• **GIVEN TASK**
Write out the full listing exactly as given, minus the images.

• **DATA SECTION**

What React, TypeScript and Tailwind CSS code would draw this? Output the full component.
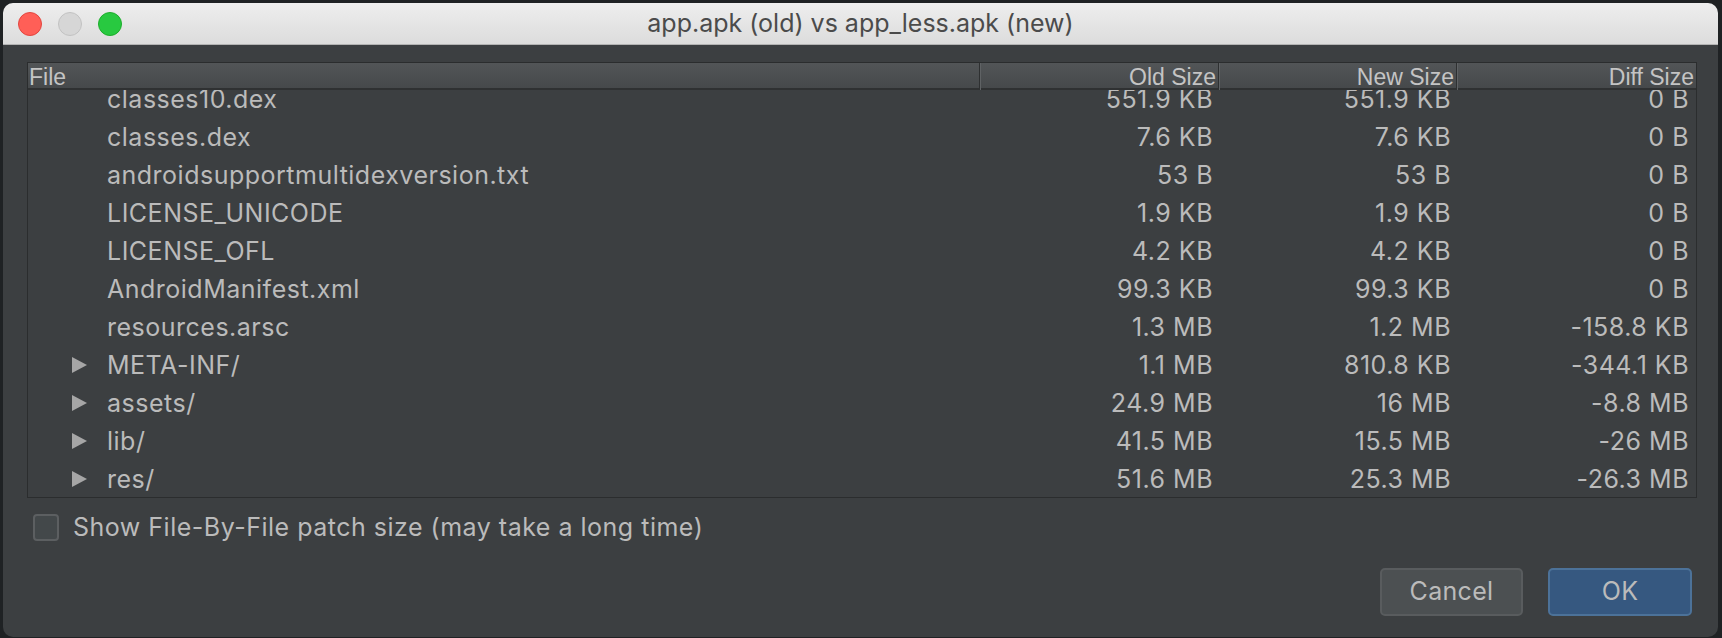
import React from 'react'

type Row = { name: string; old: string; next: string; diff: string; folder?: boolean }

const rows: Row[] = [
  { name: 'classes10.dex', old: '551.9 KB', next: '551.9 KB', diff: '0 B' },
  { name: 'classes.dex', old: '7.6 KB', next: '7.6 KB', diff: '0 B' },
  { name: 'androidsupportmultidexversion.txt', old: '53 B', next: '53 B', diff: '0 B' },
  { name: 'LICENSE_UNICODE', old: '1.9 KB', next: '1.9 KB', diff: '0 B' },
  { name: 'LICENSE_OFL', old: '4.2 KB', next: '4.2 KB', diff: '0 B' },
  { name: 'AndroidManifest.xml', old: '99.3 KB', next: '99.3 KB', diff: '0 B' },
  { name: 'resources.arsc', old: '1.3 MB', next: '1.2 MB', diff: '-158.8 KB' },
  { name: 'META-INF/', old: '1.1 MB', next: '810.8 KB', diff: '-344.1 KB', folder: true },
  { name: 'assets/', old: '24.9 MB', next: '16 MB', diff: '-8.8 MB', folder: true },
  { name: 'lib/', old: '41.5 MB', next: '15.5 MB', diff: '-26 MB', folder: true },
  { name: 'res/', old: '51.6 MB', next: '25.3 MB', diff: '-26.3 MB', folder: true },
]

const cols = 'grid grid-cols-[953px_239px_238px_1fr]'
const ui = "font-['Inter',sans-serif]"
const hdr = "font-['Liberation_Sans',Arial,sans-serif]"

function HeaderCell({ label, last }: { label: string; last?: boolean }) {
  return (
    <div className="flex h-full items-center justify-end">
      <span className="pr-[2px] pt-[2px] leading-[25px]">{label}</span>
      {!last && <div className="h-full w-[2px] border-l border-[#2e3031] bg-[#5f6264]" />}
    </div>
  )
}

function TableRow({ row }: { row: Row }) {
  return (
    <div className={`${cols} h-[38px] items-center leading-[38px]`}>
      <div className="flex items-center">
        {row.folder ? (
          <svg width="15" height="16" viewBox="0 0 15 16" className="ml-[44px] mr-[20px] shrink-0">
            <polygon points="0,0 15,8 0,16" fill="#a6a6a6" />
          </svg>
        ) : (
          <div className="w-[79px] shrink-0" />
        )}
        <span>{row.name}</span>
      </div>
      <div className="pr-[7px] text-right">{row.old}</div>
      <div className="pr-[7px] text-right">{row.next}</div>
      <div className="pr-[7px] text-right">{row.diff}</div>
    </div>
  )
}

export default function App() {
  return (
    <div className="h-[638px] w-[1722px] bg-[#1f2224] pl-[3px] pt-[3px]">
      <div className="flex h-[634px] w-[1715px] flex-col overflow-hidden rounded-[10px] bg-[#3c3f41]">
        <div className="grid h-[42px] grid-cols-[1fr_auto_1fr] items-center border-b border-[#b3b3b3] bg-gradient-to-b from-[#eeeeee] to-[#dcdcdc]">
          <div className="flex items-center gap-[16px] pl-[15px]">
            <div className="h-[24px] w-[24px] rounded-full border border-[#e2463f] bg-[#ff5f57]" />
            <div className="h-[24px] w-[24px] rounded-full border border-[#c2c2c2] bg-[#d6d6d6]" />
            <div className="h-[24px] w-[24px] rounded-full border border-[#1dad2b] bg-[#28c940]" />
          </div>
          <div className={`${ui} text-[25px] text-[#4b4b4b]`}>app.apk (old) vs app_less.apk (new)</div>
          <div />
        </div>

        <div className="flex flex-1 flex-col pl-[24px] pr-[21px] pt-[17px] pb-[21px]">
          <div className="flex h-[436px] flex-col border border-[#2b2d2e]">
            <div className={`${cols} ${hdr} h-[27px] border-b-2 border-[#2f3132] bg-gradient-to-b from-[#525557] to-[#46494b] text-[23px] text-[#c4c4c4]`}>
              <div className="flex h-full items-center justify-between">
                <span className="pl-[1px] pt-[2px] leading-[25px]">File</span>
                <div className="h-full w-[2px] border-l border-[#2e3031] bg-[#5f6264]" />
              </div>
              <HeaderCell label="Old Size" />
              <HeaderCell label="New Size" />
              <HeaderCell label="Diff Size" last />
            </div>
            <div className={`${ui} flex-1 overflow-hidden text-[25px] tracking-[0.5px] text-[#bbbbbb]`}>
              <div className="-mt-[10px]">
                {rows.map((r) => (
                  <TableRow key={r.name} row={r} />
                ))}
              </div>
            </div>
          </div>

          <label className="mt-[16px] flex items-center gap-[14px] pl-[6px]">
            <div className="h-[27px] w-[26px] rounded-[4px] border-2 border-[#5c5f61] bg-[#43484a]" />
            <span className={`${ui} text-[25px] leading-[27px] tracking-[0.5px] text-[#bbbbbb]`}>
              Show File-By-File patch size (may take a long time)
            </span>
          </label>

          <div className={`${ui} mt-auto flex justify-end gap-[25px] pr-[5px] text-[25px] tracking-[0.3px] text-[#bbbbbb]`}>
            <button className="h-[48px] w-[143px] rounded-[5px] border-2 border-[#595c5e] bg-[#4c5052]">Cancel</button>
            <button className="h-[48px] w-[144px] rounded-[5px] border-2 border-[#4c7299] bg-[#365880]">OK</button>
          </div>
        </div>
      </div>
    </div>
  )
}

• **SOLUTION TO THE PROBLEM**
What React, TypeScript and Tailwind CSS code would draw this? Output the full component.
import React from 'react'

type Row = { name: string; old: string; next: string; diff: string; folder?: boolean }

const rows: Row[] = [
  { name: 'classes10.dex', old: '551.9 KB', next: '551.9 KB', diff: '0 B' },
  { name: 'classes.dex', old: '7.6 KB', next: '7.6 KB', diff: '0 B' },
  { name: 'androidsupportmultidexversion.txt', old: '53 B', next: '53 B', diff: '0 B' },
  { name: 'LICENSE_UNICODE', old: '1.9 KB', next: '1.9 KB', diff: '0 B' },
  { name: 'LICENSE_OFL', old: '4.2 KB', next: '4.2 KB', diff: '0 B' },
  { name: 'AndroidManifest.xml', old: '99.3 KB', next: '99.3 KB', diff: '0 B' },
  { name: 'resources.arsc', old: '1.3 MB', next: '1.2 MB', diff: '-158.8 KB' },
  { name: 'META-INF/', old: '1.1 MB', next: '810.8 KB', diff: '-344.1 KB', folder: true },
  { name: 'assets/', old: '24.9 MB', next: '16 MB', diff: '-8.8 MB', folder: true },
  { name: 'lib/', old: '41.5 MB', next: '15.5 MB', diff: '-26 MB', folder: true },
  { name: 'res/', old: '51.6 MB', next: '25.3 MB', diff: '-26.3 MB', folder: true },
]

const cols = 'grid grid-cols-[953px_239px_238px_1fr]'
const ui = "font-['Inter',sans-serif]"
const hdr = "font-['Liberation_Sans',Arial,sans-serif]"

function HeaderCell({ label, last }: { label: string; last?: boolean }) {
  return (
    <div className="flex h-full items-center justify-end">
      <span className="pr-[2px] pt-[2px] leading-[25px]">{label}</span>
      {!last && <div className="h-full w-[2px] border-l border-[#2e3031] bg-[#5f6264]" />}
    </div>
  )
}

function TableRow({ row }: { row: Row }) {
  return (
    <div className={`${cols} h-[38px] items-center leading-[38px]`}>
      <div className="flex items-center">
        {row.folder ? (
          <svg width="15" height="16" viewBox="0 0 15 16" className="ml-[44px] mr-[20px] shrink-0">
            <polygon points="0,0 15,8 0,16" fill="#a6a6a6" />
          </svg>
        ) : (
          <div className="w-[79px] shrink-0" />
        )}
        <span>{row.name}</span>
      </div>
      <div className="pr-[7px] text-right">{row.old}</div>
      <div className="pr-[7px] text-right">{row.next}</div>
      <div className="pr-[7px] text-right">{row.diff}</div>
    </div>
  )
}

export default function App() {
  return (
    <div className="h-[638px] w-[1722px] bg-[#1f2224] pl-[3px] pt-[3px]">
      <div className="flex h-[634px] w-[1715px] flex-col overflow-hidden rounded-[10px] bg-[#3c3f41]">
        <div className="grid h-[42px] grid-cols-[1fr_auto_1fr] items-center border-b border-[#b3b3b3] bg-gradient-to-b from-[#eeeeee] to-[#dcdcdc]">
          <div className="flex items-center gap-[16px] pl-[15px]">
            <div className="h-[24px] w-[24px] rounded-full border border-[#e2463f] bg-[#ff5f57]" />
            <div className="h-[24px] w-[24px] rounded-full border border-[#c2c2c2] bg-[#d6d6d6]" />
            <div className="h-[24px] w-[24px] rounded-full border border-[#1dad2b] bg-[#28c940]" />
          </div>
          <div className={`${ui} text-[25px] text-[#4b4b4b]`}>app.apk (old) vs app_less.apk (new)</div>
          <div />
        </div>

        <div className="flex flex-1 flex-col pl-[24px] pr-[21px] pt-[17px] pb-[21px]">
          <div className="flex h-[436px] flex-col border border-[#2b2d2e]">
            <div className={`${cols} ${hdr} h-[27px] border-b-2 border-[#2f3132] bg-gradient-to-b from-[#525557] to-[#46494b] text-[23px] text-[#c4c4c4]`}>
              <div className="flex h-full items-center justify-between">
                <span className="pl-[1px] pt-[2px] leading-[25px]">File</span>
                <div className="h-full w-[2px] border-l border-[#2e3031] bg-[#5f6264]" />
              </div>
              <HeaderCell label="Old Size" />
              <HeaderCell label="New Size" />
              <HeaderCell label="Diff Size" last />
            </div>
            <div className={`${ui} flex-1 overflow-hidden text-[25px] tracking-[0.5px] text-[#bbbbbb]`}>
              <div className="-mt-[10px]">
                {rows.map((r) => (
                  <TableRow key={r.name} row={r} />
                ))}
              </div>
            </div>
          </div>

          <label className="mt-[16px] flex items-center gap-[14px] pl-[6px]">
            <div className="h-[27px] w-[26px] rounded-[4px] border-2 border-[#5c5f61] bg-[#43484a]" />
            <span className={`${ui} text-[25px] leading-[27px] tracking-[0.5px] text-[#bbbbbb]`}>
              Show File-By-File patch size (may take a long time)
            </span>
          </label>

          <div className={`${ui} mt-auto flex justify-end gap-[25px] pr-[5px] text-[25px] tracking-[0.3px] text-[#bbbbbb]`}>
            <button className="h-[48px] w-[143px] rounded-[5px] border-2 border-[#595c5e] bg-[#4c5052]">Cancel</button>
            <button className="h-[48px] w-[144px] rounded-[5px] border-2 border-[#4c7299] bg-[#365880]">OK</button>
          </div>
        </div>
      </div>
    </div>
  )
}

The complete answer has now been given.